Exact reproduction of the data is required, with images excluded.

═════ Material provided

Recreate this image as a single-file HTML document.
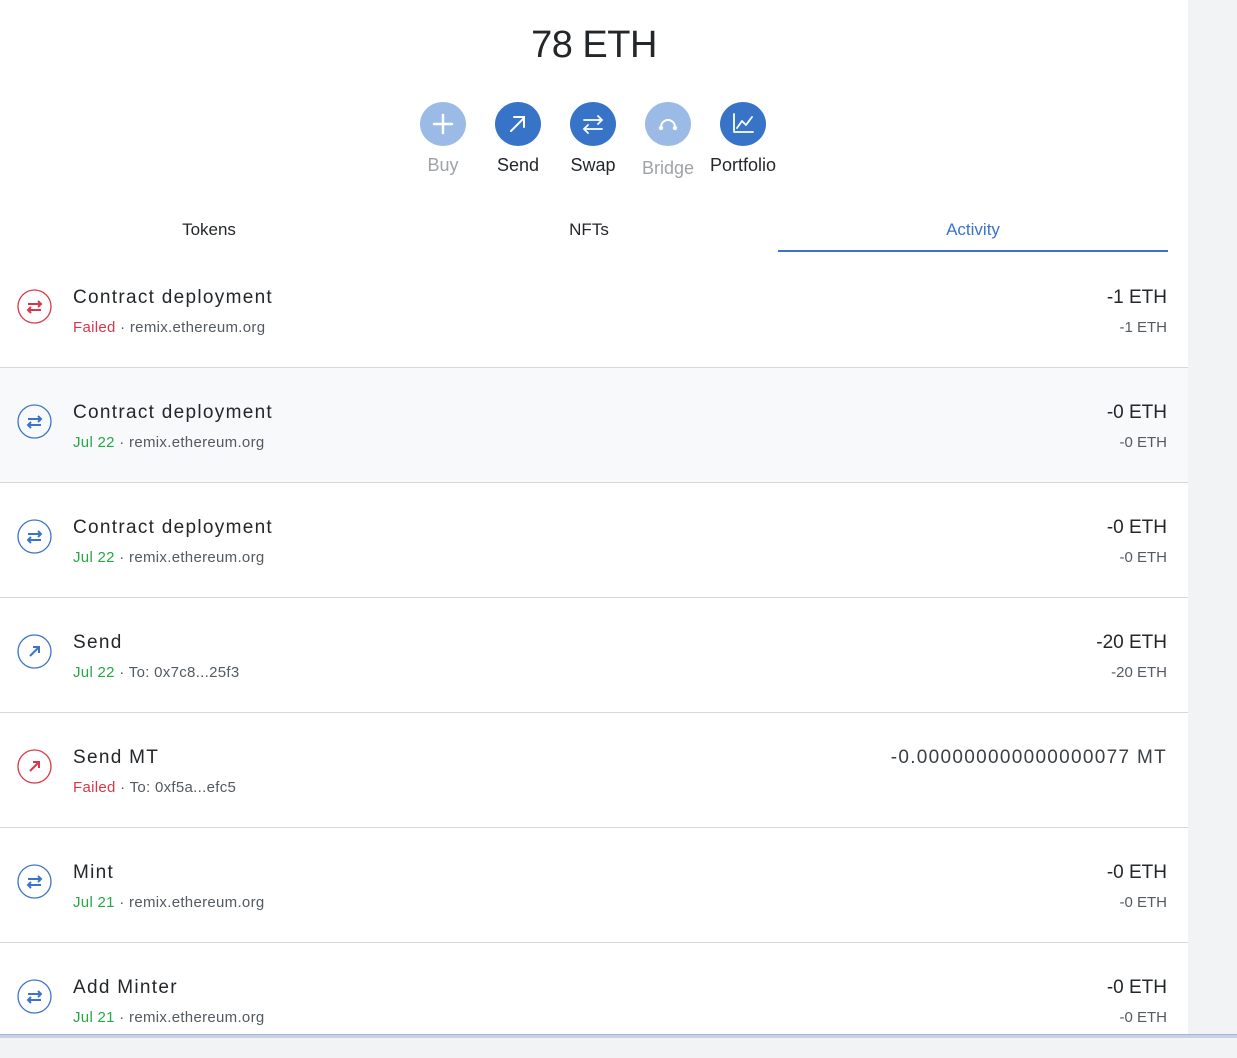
<!DOCTYPE html>
<html><head><meta charset="utf-8"><style>
*{margin:0;padding:0;box-sizing:border-box}
body{width:1237px;height:1038px;overflow:hidden;background:#f2f3f4;font-family:"Liberation Sans",sans-serif;color:#24272a;position:relative}
.main{position:absolute;left:0;top:0;width:1188px;height:1038px;background:#fff}
.bal{position:absolute;top:24px;left:0;width:1188px;text-align:center;font-size:38px;color:#24272a;letter-spacing:-0.5px}
.btn{position:absolute;top:102px;width:46px;height:44px;border-radius:50%;background:#3773c7}
.btn.dis{background:#9bbbe6}
.btn svg{position:absolute;left:0;top:0}
.bl{position:absolute;top:155px;font-size:18px;width:100px;text-align:center;color:#24272a}
.bl.dis{color:#9fa3a8}
.tab{position:absolute;top:220px;font-size:17px;width:390px;text-align:center}
.ul{position:absolute;left:778px;top:250px;width:390px;height:2px;background:#3a74c9}
.row{position:absolute;left:0;width:1188px;height:115px;border-bottom:1px solid #d6d9dc}
.row.alt{background:#f7f9fb}
.ic{position:absolute;left:17px;top:36px;width:35px;height:35px}
.t{position:absolute;left:73px;top:34px;font-size:19px;color:#24272a;letter-spacing:1.3px}
.s{position:absolute;left:73px;top:66px;font-size:15px;color:#535a61;letter-spacing:0.3px}
.r1{position:absolute;right:21px;top:34px;font-size:19px;color:#24272a}
.r2{position:absolute;right:21px;top:66px;font-size:15px;color:#535a61}
.f{color:#d73847}.g{color:#28a745}
.bot{position:absolute;left:0;top:1034px;width:1237px;height:4px;background:#c7d2e6;border-top:1px solid #aab4c4}
</style></head><body>
<div class="main">
<div class="bal">78 ETH</div>
<div class="btn dis" style="left:420px"><svg width="46" height="44"><path d="M23 13v18M14 22h18" stroke="#fff" stroke-width="2.5" stroke-linecap="round"/></svg></div>
<div class="btn" style="left:495px"><svg width="46" height="44"><path d="M16 29L29 16M19 15h10v10" stroke="#fff" stroke-width="2" fill="none" stroke-linecap="round"/></svg></div>
<div class="btn" style="left:570px"><svg width="46" height="44"><path d="M14 18h18M28 14l4 4-4 4M32 27H14M18 23l-4 4 4 4" stroke="#fff" stroke-width="1.8" fill="none" stroke-linecap="round"/></svg></div>
<div class="btn dis" style="left:645px"><svg width="46" height="44"><path d="M16 25a7 7 0 0 1 14 0" stroke="#fff" stroke-width="2" fill="none"/><circle cx="16" cy="26" r="2.2" fill="#fff"/><circle cx="30" cy="26" r="2.2" fill="#fff"/></svg></div>
<div class="btn" style="left:720px"><svg width="46" height="44"><path d="M14 12v18h19M17 26l5-7 4 4 6-8" stroke="#fff" stroke-width="1.8" fill="none" stroke-linecap="round" stroke-linejoin="round"/></svg></div>
<div class="bl dis" style="left:393px">Buy</div>
<div class="bl" style="left:468px">Send</div>
<div class="bl" style="left:543px">Swap</div>
<div class="bl dis" style="left:618px;top:158px">Bridge</div>
<div class="bl" style="left:693px">Portfolio</div>
<div class="tab" style="left:14px">Tokens</div>
<div class="tab" style="left:394px">NFTs</div>
<div class="tab" style="left:778px;color:#3a74c9">Activity</div>
<div class="ul"></div>

<div class="row" style="top:253px"><svg class="ic" viewBox="0 0 35 35"><circle cx="17.5" cy="17.5" r="16.5" fill="none" stroke="#d73847" stroke-width="1.3"/><path d="M11 15h13M21 12l3 3-3 3M24 21H11M14 18l-3 3 3 3" stroke="#d73847" stroke-width="2" fill="none"/></svg><div class="t">Contract deployment</div><div class="s"><span class="f">Failed</span> · remix.ethereum.org</div><div class="r1">-1 ETH</div><div class="r2">-1 ETH</div></div>
<div class="row alt" style="top:368px"><svg class="ic" viewBox="0 0 35 35"><circle cx="17.5" cy="17.5" r="16.5" fill="none" stroke="#3a74c9" stroke-width="1.3"/><path d="M11 15h13M21 12l3 3-3 3M24 21H11M14 18l-3 3 3 3" stroke="#3a74c9" stroke-width="2" fill="none"/></svg><div class="t">Contract deployment</div><div class="s"><span class="g">Jul 22</span> · remix.ethereum.org</div><div class="r1">-0 ETH</div><div class="r2">-0 ETH</div></div>
<div class="row" style="top:483px"><svg class="ic" viewBox="0 0 35 35"><circle cx="17.5" cy="17.5" r="16.5" fill="none" stroke="#3a74c9" stroke-width="1.3"/><path d="M11 15h13M21 12l3 3-3 3M24 21H11M14 18l-3 3 3 3" stroke="#3a74c9" stroke-width="2" fill="none"/></svg><div class="t">Contract deployment</div><div class="s"><span class="g">Jul 22</span> · remix.ethereum.org</div><div class="r1">-0 ETH</div><div class="r2">-0 ETH</div></div>
<div class="row" style="top:598px"><svg class="ic" viewBox="0 0 35 35"><circle cx="17.5" cy="17.5" r="16.5" fill="none" stroke="#3a74c9" stroke-width="1.3"/><path d="M13 22l9-9M16 13h6v6" stroke="#3a74c9" stroke-width="2" fill="none"/></svg><div class="t">Send</div><div class="s"><span class="g">Jul 22</span> · To: 0x7c8...25f3</div><div class="r1">-20 ETH</div><div class="r2">-20 ETH</div></div>
<div class="row" style="top:713px"><svg class="ic" viewBox="0 0 35 35"><circle cx="17.5" cy="17.5" r="16.5" fill="none" stroke="#d73847" stroke-width="1.3"/><path d="M13 22l9-9M16 13h6v6" stroke="#d73847" stroke-width="2" fill="none"/></svg><div class="t">Send MT</div><div class="s"><span class="f">Failed</span> · To: 0xf5a...efc5</div><div class="r1" style="color:#3b4046;letter-spacing:1.3px">-0.000000000000000077 MT</div></div>
<div class="row" style="top:828px"><svg class="ic" viewBox="0 0 35 35"><circle cx="17.5" cy="17.5" r="16.5" fill="none" stroke="#3a74c9" stroke-width="1.3"/><path d="M11 15h13M21 12l3 3-3 3M24 21H11M14 18l-3 3 3 3" stroke="#3a74c9" stroke-width="2" fill="none"/></svg><div class="t">Mint</div><div class="s"><span class="g">Jul 21</span> · remix.ethereum.org</div><div class="r1">-0 ETH</div><div class="r2">-0 ETH</div></div>
<div class="row" style="top:943px;border-bottom:none"><svg class="ic" viewBox="0 0 35 35"><circle cx="17.5" cy="17.5" r="16.5" fill="none" stroke="#3a74c9" stroke-width="1.3"/><path d="M11 15h13M21 12l3 3-3 3M24 21H11M14 18l-3 3 3 3" stroke="#3a74c9" stroke-width="2" fill="none"/></svg><div class="t">Add Minter</div><div class="s"><span class="g">Jul 21</span> · remix.ethereum.org</div><div class="r1">-0 ETH</div><div class="r2">-0 ETH</div></div>
</div>
<div class="bot"></div>
</body></html>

══════════

◆ Complete answer:
Recreate this image as a single-file HTML document.
<!DOCTYPE html>
<html><head><meta charset="utf-8"><style>
*{margin:0;padding:0;box-sizing:border-box}
body{width:1237px;height:1038px;overflow:hidden;background:#f2f3f4;font-family:"Liberation Sans",sans-serif;color:#24272a;position:relative}
.main{position:absolute;left:0;top:0;width:1188px;height:1038px;background:#fff}
.bal{position:absolute;top:24px;left:0;width:1188px;text-align:center;font-size:38px;color:#24272a;letter-spacing:-0.5px}
.btn{position:absolute;top:102px;width:46px;height:44px;border-radius:50%;background:#3773c7}
.btn.dis{background:#9bbbe6}
.btn svg{position:absolute;left:0;top:0}
.bl{position:absolute;top:155px;font-size:18px;width:100px;text-align:center;color:#24272a}
.bl.dis{color:#9fa3a8}
.tab{position:absolute;top:220px;font-size:17px;width:390px;text-align:center}
.ul{position:absolute;left:778px;top:250px;width:390px;height:2px;background:#3a74c9}
.row{position:absolute;left:0;width:1188px;height:115px;border-bottom:1px solid #d6d9dc}
.row.alt{background:#f7f9fb}
.ic{position:absolute;left:17px;top:36px;width:35px;height:35px}
.t{position:absolute;left:73px;top:34px;font-size:19px;color:#24272a;letter-spacing:1.3px}
.s{position:absolute;left:73px;top:66px;font-size:15px;color:#535a61;letter-spacing:0.3px}
.r1{position:absolute;right:21px;top:34px;font-size:19px;color:#24272a}
.r2{position:absolute;right:21px;top:66px;font-size:15px;color:#535a61}
.f{color:#d73847}.g{color:#28a745}
.bot{position:absolute;left:0;top:1034px;width:1237px;height:4px;background:#c7d2e6;border-top:1px solid #aab4c4}
</style></head><body>
<div class="main">
<div class="bal">78 ETH</div>
<div class="btn dis" style="left:420px"><svg width="46" height="44"><path d="M23 13v18M14 22h18" stroke="#fff" stroke-width="2.5" stroke-linecap="round"/></svg></div>
<div class="btn" style="left:495px"><svg width="46" height="44"><path d="M16 29L29 16M19 15h10v10" stroke="#fff" stroke-width="2" fill="none" stroke-linecap="round"/></svg></div>
<div class="btn" style="left:570px"><svg width="46" height="44"><path d="M14 18h18M28 14l4 4-4 4M32 27H14M18 23l-4 4 4 4" stroke="#fff" stroke-width="1.8" fill="none" stroke-linecap="round"/></svg></div>
<div class="btn dis" style="left:645px"><svg width="46" height="44"><path d="M16 25a7 7 0 0 1 14 0" stroke="#fff" stroke-width="2" fill="none"/><circle cx="16" cy="26" r="2.2" fill="#fff"/><circle cx="30" cy="26" r="2.2" fill="#fff"/></svg></div>
<div class="btn" style="left:720px"><svg width="46" height="44"><path d="M14 12v18h19M17 26l5-7 4 4 6-8" stroke="#fff" stroke-width="1.8" fill="none" stroke-linecap="round" stroke-linejoin="round"/></svg></div>
<div class="bl dis" style="left:393px">Buy</div>
<div class="bl" style="left:468px">Send</div>
<div class="bl" style="left:543px">Swap</div>
<div class="bl dis" style="left:618px;top:158px">Bridge</div>
<div class="bl" style="left:693px">Portfolio</div>
<div class="tab" style="left:14px">Tokens</div>
<div class="tab" style="left:394px">NFTs</div>
<div class="tab" style="left:778px;color:#3a74c9">Activity</div>
<div class="ul"></div>

<div class="row" style="top:253px"><svg class="ic" viewBox="0 0 35 35"><circle cx="17.5" cy="17.5" r="16.5" fill="none" stroke="#d73847" stroke-width="1.3"/><path d="M11 15h13M21 12l3 3-3 3M24 21H11M14 18l-3 3 3 3" stroke="#d73847" stroke-width="2" fill="none"/></svg><div class="t">Contract deployment</div><div class="s"><span class="f">Failed</span> · remix.ethereum.org</div><div class="r1">-1 ETH</div><div class="r2">-1 ETH</div></div>
<div class="row alt" style="top:368px"><svg class="ic" viewBox="0 0 35 35"><circle cx="17.5" cy="17.5" r="16.5" fill="none" stroke="#3a74c9" stroke-width="1.3"/><path d="M11 15h13M21 12l3 3-3 3M24 21H11M14 18l-3 3 3 3" stroke="#3a74c9" stroke-width="2" fill="none"/></svg><div class="t">Contract deployment</div><div class="s"><span class="g">Jul 22</span> · remix.ethereum.org</div><div class="r1">-0 ETH</div><div class="r2">-0 ETH</div></div>
<div class="row" style="top:483px"><svg class="ic" viewBox="0 0 35 35"><circle cx="17.5" cy="17.5" r="16.5" fill="none" stroke="#3a74c9" stroke-width="1.3"/><path d="M11 15h13M21 12l3 3-3 3M24 21H11M14 18l-3 3 3 3" stroke="#3a74c9" stroke-width="2" fill="none"/></svg><div class="t">Contract deployment</div><div class="s"><span class="g">Jul 22</span> · remix.ethereum.org</div><div class="r1">-0 ETH</div><div class="r2">-0 ETH</div></div>
<div class="row" style="top:598px"><svg class="ic" viewBox="0 0 35 35"><circle cx="17.5" cy="17.5" r="16.5" fill="none" stroke="#3a74c9" stroke-width="1.3"/><path d="M13 22l9-9M16 13h6v6" stroke="#3a74c9" stroke-width="2" fill="none"/></svg><div class="t">Send</div><div class="s"><span class="g">Jul 22</span> · To: 0x7c8...25f3</div><div class="r1">-20 ETH</div><div class="r2">-20 ETH</div></div>
<div class="row" style="top:713px"><svg class="ic" viewBox="0 0 35 35"><circle cx="17.5" cy="17.5" r="16.5" fill="none" stroke="#d73847" stroke-width="1.3"/><path d="M13 22l9-9M16 13h6v6" stroke="#d73847" stroke-width="2" fill="none"/></svg><div class="t">Send MT</div><div class="s"><span class="f">Failed</span> · To: 0xf5a...efc5</div><div class="r1" style="color:#3b4046;letter-spacing:1.3px">-0.000000000000000077 MT</div></div>
<div class="row" style="top:828px"><svg class="ic" viewBox="0 0 35 35"><circle cx="17.5" cy="17.5" r="16.5" fill="none" stroke="#3a74c9" stroke-width="1.3"/><path d="M11 15h13M21 12l3 3-3 3M24 21H11M14 18l-3 3 3 3" stroke="#3a74c9" stroke-width="2" fill="none"/></svg><div class="t">Mint</div><div class="s"><span class="g">Jul 21</span> · remix.ethereum.org</div><div class="r1">-0 ETH</div><div class="r2">-0 ETH</div></div>
<div class="row" style="top:943px;border-bottom:none"><svg class="ic" viewBox="0 0 35 35"><circle cx="17.5" cy="17.5" r="16.5" fill="none" stroke="#3a74c9" stroke-width="1.3"/><path d="M11 15h13M21 12l3 3-3 3M24 21H11M14 18l-3 3 3 3" stroke="#3a74c9" stroke-width="2" fill="none"/></svg><div class="t">Add Minter</div><div class="s"><span class="g">Jul 21</span> · remix.ethereum.org</div><div class="r1">-0 ETH</div><div class="r2">-0 ETH</div></div>
</div>
<div class="bot"></div>
</body></html>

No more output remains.